Since its first issue in July 1949, the Journal occasionally printed poems and stories to accompany news and advertising features. Upon receiving a government notice in 1960 to stop publishing political news from abroad, the Journal began to feature an explosion of literary pieces, under third and final editor Lionel Chan. A poet and a calligrapher who enjoyed writing, Chan penned a series of poems, Wellington Bamboo Branch Songs, and published them in the Journal under the pseudonym, A Scattered Leaf.
Ya-wen and I talked about mutual friends who run letterpress studios abroad and are keeping Chinese letterpress alive through international outreach, education, and creative revival. It’s a very literal desire and dedication to ship a metric tonne of lead type across the world with you. A few years ago, I visited the office of one of Cuba’s first Chinese community newspapers, active in the late 1930s, in Barrio Chino de La Habana, one of the oldest Chinatowns in Latin America. “There are diasporic Chinese newspaper rooms all over the globe,” said Ya-wen. “The transmission of heavy type is a parallel history to the migration of the people. Wherever they went, they wanted to take their language with them. Even in places where the language is alive and well like Taipei or Hong Kong, young graphic designers are gravitating towards it because the script is pre-digital and it has its own beauty and aura.” I can see why. The Kai She typeface is balanced, open and perfect on paper.
These hardy workhorses from Hong Kong now have a creative afterlife at Wai-te-ata Press, where they are used by Ya-wen Ho, Sydney Shep and their studio team to print limited edition artist books, literary volumes, posters and tokens.

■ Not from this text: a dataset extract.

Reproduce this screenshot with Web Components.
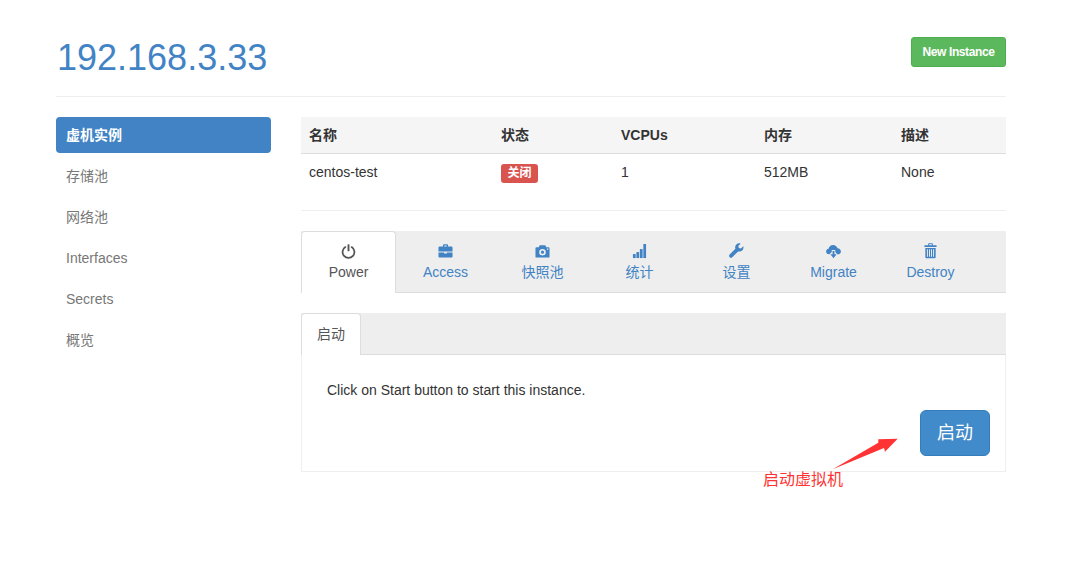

As kaitiaki, they are also knowledge-holders of the object’s whakapapa and make this available through their community-focused publishing activities. “It’s wonderful to be reminded that different ways of being Chinese can be so expansive,” said Ya-Wen. “The metal type was made in a time before this split in the writing system — before Simplified Chinese characters even existed. When we talk about them now, we have to qualify that these are full-form hanzi but back then, they just were. Some of the characters are uniquely Cantonese and were never turned into digital fonts. They rupture your assumptions of what Chinese is. I love that because we need those moments to remind us that our current state is not immutable, and that change is still possible. ”
I caught up with my dad for yum cha on Friday after his Chinese literature group met for the first time since before pandemic. I thought of Lionel, upstairs in his office behind us on Blair Street writing poems that my dad would help translate 60 years later, and how the printed word still brings people together.
Noticing the signage through the window, I asked him about the double character ‘康康’ beneath ‘Big Thumb Restaurant’. He said it’s Hong Hong in Seyip Cantonese, meaning ‘health health’, or ‘Number One’! Hong, as in the owner Chinese name, as in my granddad’s Chinese name. Locals refer to the restaurant as Hong Hong. Otherwise, he said, it would be dai siu gong, a “dead translation” meaning “the chubby appendix on your hand”.
He picked up a copy of the latest Home Voice newspaper and put it in his book bag on the way out.